◆ AIM
Count how many lines contain "components" and reply with that number only.

◆ AVAILABLE DATA
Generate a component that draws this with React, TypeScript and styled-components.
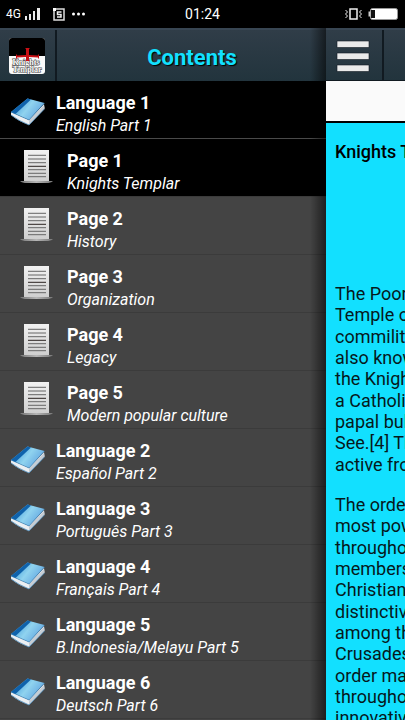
import React from "react";
import styled, { createGlobalStyle, css } from "styled-components";

const GlobalStyle = createGlobalStyle`
  * { box-sizing: border-box; }
  html, body, #root { height: 100%; }
  body {
    margin: 0;
    background: #000;
    font-family: Roboto, "Noto Sans", sans-serif;
  }
`;

const Screen = styled.div`
  display: flex;
  flex-direction: column;
  height: 100vh;
  overflow: hidden;
`;

const StatusBar = styled.div`
  display: grid;
  grid-template-columns: 1fr auto 1fr;
  align-items: center;
  flex: none;
  height: 28px;
  padding: 0 6px;
  background: #000;
  color: #fff;
  font-size: 14px;
`;

const StatusGroup = styled.div<{ $end?: boolean }>`
  display: flex;
  align-items: center;
  justify-content: ${(p) => (p.$end ? "flex-end" : "flex-start")};
  gap: ${(p) => (p.$end ? "4px" : "0")};
`;

const Network = styled.span`
  font-size: 12px;
`;

const Body = styled.div`
  display: flex;
  flex: 1;
  min-height: 0;
`;

const Drawer = styled.nav`
  position: relative;
  display: flex;
  flex-direction: column;
  flex: 1;
  min-width: 0;
  overflow: hidden;
  background: #444;

  &::after {
    content: "";
    position: absolute;
    inset: 0 0 0 auto;
    width: 16px;
    background: linear-gradient(to right, rgba(0, 0, 0, 0), rgba(0, 0, 0, 0.55));
    pointer-events: none;
  }
`;

const barSurface = css`
  display: flex;
  align-items: center;
  flex: none;
  height: 53px;
  border-top: 2px solid #384653;
  background: linear-gradient(#303d48, #22343d);
`;

const DrawerHeader = styled.header`
  ${barSurface}
`;

const LogoCell = styled.div`
  display: flex;
  align-items: center;
  align-self: stretch;
  width: 57px;
  padding-left: 9px;
  border-right: 2px solid #111a21;
`;

const Heading = styled.h1`
  flex: 1;
  margin: 0;
  padding: 4px 0 0 1px;
  color: #12e0ff;
  font-size: 22px;
  line-height: 28px;
  font-weight: 700;
  text-align: center;
  text-shadow: 1px 1px 1px #000;
`;

const List = styled.ul`
  margin: 0;
  padding: 0;
  list-style: none;
`;

const Entry = styled.button<{ $nested?: boolean; $active?: boolean }>`
  display: flex;
  align-items: flex-start;
  gap: 8px;
  width: 100%;
  padding: 10px 8px 1px ${(p) => (p.$nested ? "19px" : "8px")};
  border: 0;
  border-bottom: 1px solid ${(p) => (p.$active && !p.$nested ? "#4a4a4a" : "#3b3b3b")};
  background: ${(p) => (p.$active ? "#000" : "#444")};
  color: #fff;
  font-family: inherit;
  text-align: left;
`;

const Label = styled.span`
  display: flex;
  flex-direction: column;
  min-width: 0;
`;

const Title = styled.strong`
  font-size: 18px;
  line-height: 24px;
  font-weight: 700;
`;

const Subtitle = styled.em`
  font-size: 16px;
  line-height: 22px;
  white-space: nowrap;
`;

const Page = styled.main`
  display: flex;
  flex-direction: column;
  flex: none;
  width: 79px;
  overflow: hidden;
  background: #12e0ff;
`;

const PageBar = styled.header`
  ${barSurface}
  border-bottom: 1px solid #111a21;
`;

const MenuButton = styled.button`
  display: flex;
  align-items: center;
  align-self: stretch;
  flex: none;
  width: 58px;
  padding: 2px 0 0 10px;
  border: 0;
  border-right: 2px solid #111a21;
  background: none;
`;

const Banner = styled.div`
  flex: none;
  height: 42px;
  border-bottom: 2px solid #000;
  background: #fafafa;
`;

const Article = styled.article`
  flex: 1;
  min-height: 0;
  padding: 18px 0 0 9px;
  overflow: hidden;
  color: #06191c;
  font-size: 18px;
  line-height: 1.185;
  white-space: nowrap;
`;

const ArticleTitle = styled.h2`
  margin: 0 0 121px;
  color: #000;
  font-size: 18px;
  line-height: 21px;
  font-weight: 500;
`;

const Paragraph = styled.p`
  margin: 0 0 19px;
`;

const Line = styled.span`
  display: block;
`;

const SignalIcon = () => (
  <svg width="48" height="16" viewBox="0 0 48 16" fill="#fff" aria-hidden="true">
    <path d="M4 10h2v4H4zM8 8h2v6H8zM12 5h2v9h-2zM16 2h3v12h-3z" fillOpacity=".92" />
    <path d="M33 3h10v11H33z" fill="none" stroke="#ddd" strokeWidth="1.5" />
    <path d="M32 2h3v3h-3z" />
    <path d="M40.500 6h-4v2.500h3.500V11H36" fill="none" stroke="#eee" strokeWidth="1.500" />
  </svg>
);

const DotsIcon = () => (
  <svg width="20" height="16" viewBox="0 0 20 16" fill="#fff" aria-hidden="true">
    <circle cx="4.500" cy="8" r="1.500" />
    <circle cx="9.500" cy="8" r="1.500" />
    <circle cx="14.500" cy="8" r="1.500" />
  </svg>
);

const VibrateIcon = () => (
  <svg width="20" height="16" viewBox="0 0 20 16" fill="none" stroke="#eee" aria-hidden="true">
    <path d="M7 3h7v10H7z" strokeWidth="1.500" />
    <path d="m2.500 4 2 2-2 2 2 2-2 2M18.500 4l-2 2 2 2-2 2 2 2" />
  </svg>
);

const BatteryIcon = () => (
  <svg width="32" height="16" viewBox="0 0 32 16" aria-hidden="true">
    <rect x="3.500" y="2.500" width="27" height="11" rx="2" fill="#fff" stroke="#999" />
    <path d="M4 4h4v8H4z" fill="#111" />
    <path d="M2.500 5.500v5" stroke="#ccc" strokeWidth="2" />
  </svg>
);

const LogoIcon = () => (
  <svg width="36" height="36" viewBox="0 0 36 36" aria-hidden="true">
    <defs>
      <clipPath id="logo-shape"><rect width="36" height="36" rx="3" /></clipPath>
    </defs>
    <g clipPath="url(#logo-shape)">
      <path d="M0 0h36v36H0z" fill="#fafafa" />
      <path d="M0 0h36v18H0z" fill="#000" />
      <g
        fill="#fff" stroke="#444" strokeWidth="1" paintOrder="stroke"
        fontFamily="Liberation Serif, serif" fontWeight="700" textAnchor="middle"
      >
        <text x="17" y="27" fontSize="8">Knights</text>
        <text x="18" y="34" fontSize="8">Templar</text>
      </g>
      <path
        d="M16 10h5l-1 1v6l9 .5v-1h1v4h-1v-1l-9-.5v3l1 1h-5l1-1v-3l-9 .5v1H7v-4h1v1l9-.5v-6z"
        fill="#c90f14"
      />
    </g>
  </svg>
);

const BookIcon = () => (
  <svg width="40" height="38" viewBox="0 0 40 38" aria-hidden="true">
    <defs>
      <linearGradient id="book-cover" x1="0" y1=".2" x2="1" y2=".7">
        <stop offset=".1" stopColor="#459fdc" />
        <stop offset=".5" stopColor="#90d3ef" />
        <stop offset="1" stopColor="#5b9fde" />
      </linearGradient>
    </defs>
    <path d="m3 21 18 8L36 13l.5 4.500L21 34Q10 30 3 24z" fill="#eceff2" />
    <path d="m21 29 15-15 .5 3.500L21 34z" fill="#c6cdd4" />
    <path d="M19.500 7.500 36.500 12 21 29 3 21z" fill="url(#book-cover)" />
    <path d="m19.500 7.500 3.500 1L7.500 23 3 21z" fill="#0f62ab" />
    <path d="M3 24q7 5.500 18 10l15.500-16" fill="none" stroke="#4b8cbb" strokeWidth=".8" />
    <path d="m3 21 18 8 15.500-17" fill="none" stroke="#2d7dba" strokeWidth=".5" />
  </svg>
);

const PageIcon = () => (
  <svg width="40" height="38" viewBox="0 0 40 38" aria-hidden="true">
    <defs>
      <linearGradient id="sheet" x1="0" y1="0" x2="0" y2="1">
        <stop offset="0" stopColor="#f2f2f2" />
        <stop offset="1" stopColor="#cfcfcf" />
      </linearGradient>
      <linearGradient id="sheet-base" x1="0" y1="0" x2="1" y2="0">
        <stop offset="0" stopColor="#777" />
        <stop offset=".5" stopColor="#b5b5b5" />
        <stop offset="1" stopColor="#777" />
      </linearGradient>
    </defs>
    <path d="M1 32h33q-2 2-7 2H8q-5 0-7-2z" fill="url(#sheet-base)" />
    <path d="M5 1h25v31H5z" fill="url(#sheet)" />
    <path
      d="M9 6.300h18M9 10h18M9 13.700h18M9 20.700h18M9 24.300h18M9 27.700h18"
      stroke="#666"
    />
    <path d="M9 17.300h18" stroke="#2a2220" />
  </svg>
);

const MenuIcon = () => (
  <svg width="34" height="34" viewBox="0 0 34 34" aria-hidden="true">
    <g fill="#eaeaea" stroke="#111a21" strokeWidth=".6">
      <path d="M1 2h32v6.500H1zM1 14h32v6.500H1zM1 26h32v6.500H1z" />
    </g>
  </svg>
);

type Item = { title: string; subtitle: string; nested?: boolean; active?: boolean };

const items: Item[] = [
  { title: "Language 1", subtitle: "English Part 1", active: true },
  { title: "Page 1", subtitle: "Knights Templar", nested: true, active: true },
  { title: "Page 2", subtitle: "History", nested: true },
  { title: "Page 3", subtitle: "Organization", nested: true },
  { title: "Page 4", subtitle: "Legacy", nested: true },
  { title: "Page 5", subtitle: "Modern popular culture", nested: true },
  { title: "Language 2", subtitle: "Español Part 2" },
  { title: "Language 3", subtitle: "Português Part 3" },
  { title: "Language 4", subtitle: "Français Part 4" },
  { title: "Language 5", subtitle: "B.Indonesia/Melayu Part 5" },
  { title: "Language 6", subtitle: "Deutsch Part 6" },
];

const paragraphs: string[][] = [
  ["The Poor", "Temple of", "commilitones", "also known", "the Knights", "a Catholic", "papal bull", "See.[4] The", "active from"],
  ["The order", "most powerful", "throughout", "members", "Christian", "distinctive", "among the", "Crusades", "order managed", "throughout", "innovative"],
];

export default function App() {
  return (
    <>
      <GlobalStyle />
      <Screen>
        <StatusBar>
          <StatusGroup>
            <Network>4G</Network>
            <SignalIcon />
            <DotsIcon />
          </StatusGroup>
          <time>01:24</time>
          <StatusGroup $end>
            <VibrateIcon />
            <BatteryIcon />
          </StatusGroup>
        </StatusBar>
        <Body>
          <Drawer aria-label="Contents">
            <DrawerHeader>
              <LogoCell><LogoIcon /></LogoCell>
              <Heading>Contents</Heading>
            </DrawerHeader>
            <List>
              {items.map((item) => (
                <li key={item.title}>
                  <Entry type="button" $nested={item.nested} $active={item.active}>
                    {item.nested ? <PageIcon /> : <BookIcon />}
                    <Label>
                      <Title>{item.title}</Title>
                      <Subtitle>{item.subtitle}</Subtitle>
                    </Label>
                  </Entry>
                </li>
              ))}
            </List>
          </Drawer>
          <Page>
            <PageBar>
              <MenuButton type="button" aria-label="Menu"><MenuIcon /></MenuButton>
            </PageBar>
            <Banner />
            <Article>
              <ArticleTitle>Knights Templar</ArticleTitle>
              {paragraphs.map((lines, i) => (
                <Paragraph key={i}>
                  {lines.map((line, n) => <Line key={n}>{line}</Line>)}
                </Paragraph>
              ))}
            </Article>
          </Page>
        </Body>
      </Screen>
    </>
  );
}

◆ THE OUTPUT
2